▶ _GIVEN INSTRUCTION_
Scan the listing below for the word "drawn" and state how many lines hold it. Write nothing but the number.

▶ _LISTING_
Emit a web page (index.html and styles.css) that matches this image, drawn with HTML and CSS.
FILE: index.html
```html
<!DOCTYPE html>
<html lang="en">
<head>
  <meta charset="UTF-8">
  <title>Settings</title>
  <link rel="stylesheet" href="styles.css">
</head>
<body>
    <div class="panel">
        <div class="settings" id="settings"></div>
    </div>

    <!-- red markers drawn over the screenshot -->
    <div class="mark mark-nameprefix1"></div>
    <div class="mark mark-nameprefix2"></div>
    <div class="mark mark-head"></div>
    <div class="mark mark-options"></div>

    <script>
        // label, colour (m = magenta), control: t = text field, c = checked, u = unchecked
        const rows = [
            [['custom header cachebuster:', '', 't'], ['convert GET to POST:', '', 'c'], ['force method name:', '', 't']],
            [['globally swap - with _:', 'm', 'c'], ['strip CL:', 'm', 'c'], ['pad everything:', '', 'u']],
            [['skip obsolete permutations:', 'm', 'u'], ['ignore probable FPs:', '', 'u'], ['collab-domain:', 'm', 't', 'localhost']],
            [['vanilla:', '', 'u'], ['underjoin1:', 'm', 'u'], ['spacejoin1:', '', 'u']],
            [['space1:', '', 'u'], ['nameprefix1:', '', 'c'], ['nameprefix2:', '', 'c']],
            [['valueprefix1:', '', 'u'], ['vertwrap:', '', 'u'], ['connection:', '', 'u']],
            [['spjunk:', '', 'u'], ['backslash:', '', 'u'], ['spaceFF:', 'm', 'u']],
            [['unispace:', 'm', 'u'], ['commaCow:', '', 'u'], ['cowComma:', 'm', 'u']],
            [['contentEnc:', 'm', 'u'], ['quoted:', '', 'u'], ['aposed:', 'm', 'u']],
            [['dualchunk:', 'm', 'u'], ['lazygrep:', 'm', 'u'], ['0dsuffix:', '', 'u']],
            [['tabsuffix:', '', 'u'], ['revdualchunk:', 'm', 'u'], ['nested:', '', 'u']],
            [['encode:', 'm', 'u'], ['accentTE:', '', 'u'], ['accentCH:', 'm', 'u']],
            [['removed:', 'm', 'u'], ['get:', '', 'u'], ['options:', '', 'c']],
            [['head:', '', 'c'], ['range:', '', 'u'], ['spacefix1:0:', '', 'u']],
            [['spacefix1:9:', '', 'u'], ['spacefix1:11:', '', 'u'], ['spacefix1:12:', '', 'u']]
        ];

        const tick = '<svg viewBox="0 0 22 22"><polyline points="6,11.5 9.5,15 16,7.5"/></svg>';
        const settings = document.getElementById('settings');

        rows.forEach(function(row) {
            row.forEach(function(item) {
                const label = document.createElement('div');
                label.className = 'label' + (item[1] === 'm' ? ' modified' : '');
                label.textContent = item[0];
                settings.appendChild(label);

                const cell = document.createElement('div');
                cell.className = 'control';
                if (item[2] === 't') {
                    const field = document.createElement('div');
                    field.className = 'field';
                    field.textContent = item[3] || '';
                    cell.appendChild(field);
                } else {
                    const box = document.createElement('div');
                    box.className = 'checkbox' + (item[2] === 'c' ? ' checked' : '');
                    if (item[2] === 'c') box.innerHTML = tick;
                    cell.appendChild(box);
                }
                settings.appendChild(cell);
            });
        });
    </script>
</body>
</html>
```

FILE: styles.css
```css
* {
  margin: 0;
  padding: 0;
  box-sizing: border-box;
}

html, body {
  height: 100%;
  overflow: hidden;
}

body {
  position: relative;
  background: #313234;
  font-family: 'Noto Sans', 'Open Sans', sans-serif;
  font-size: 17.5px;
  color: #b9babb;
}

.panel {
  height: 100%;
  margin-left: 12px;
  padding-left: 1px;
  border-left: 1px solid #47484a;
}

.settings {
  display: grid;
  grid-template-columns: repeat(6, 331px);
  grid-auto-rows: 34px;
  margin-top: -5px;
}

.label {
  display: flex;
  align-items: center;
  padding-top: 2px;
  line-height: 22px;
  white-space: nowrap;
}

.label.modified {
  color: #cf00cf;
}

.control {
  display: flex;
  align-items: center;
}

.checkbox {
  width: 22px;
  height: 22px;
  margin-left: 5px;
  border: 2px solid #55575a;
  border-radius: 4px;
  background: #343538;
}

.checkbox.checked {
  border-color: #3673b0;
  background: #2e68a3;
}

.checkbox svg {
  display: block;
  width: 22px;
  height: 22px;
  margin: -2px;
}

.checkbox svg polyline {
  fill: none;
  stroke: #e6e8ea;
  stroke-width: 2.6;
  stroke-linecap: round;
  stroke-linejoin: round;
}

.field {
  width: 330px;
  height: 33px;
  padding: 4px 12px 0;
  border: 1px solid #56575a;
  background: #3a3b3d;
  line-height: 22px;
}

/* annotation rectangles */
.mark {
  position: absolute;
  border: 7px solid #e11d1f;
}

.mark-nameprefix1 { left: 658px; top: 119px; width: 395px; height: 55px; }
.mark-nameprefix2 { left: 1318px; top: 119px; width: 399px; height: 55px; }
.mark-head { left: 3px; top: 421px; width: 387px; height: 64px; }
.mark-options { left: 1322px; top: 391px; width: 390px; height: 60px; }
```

---

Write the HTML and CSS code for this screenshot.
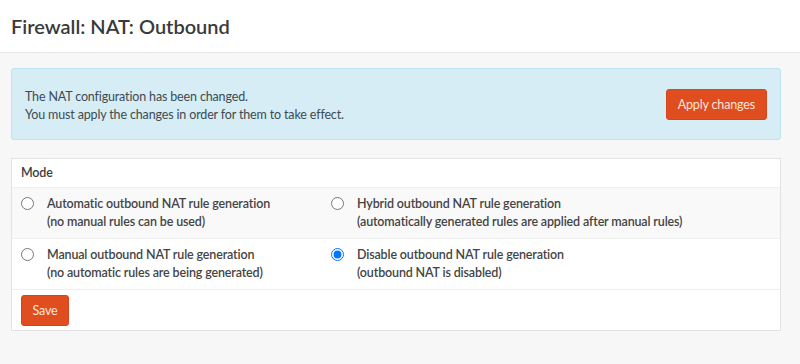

▶ _WRITTEN ANSWER_
2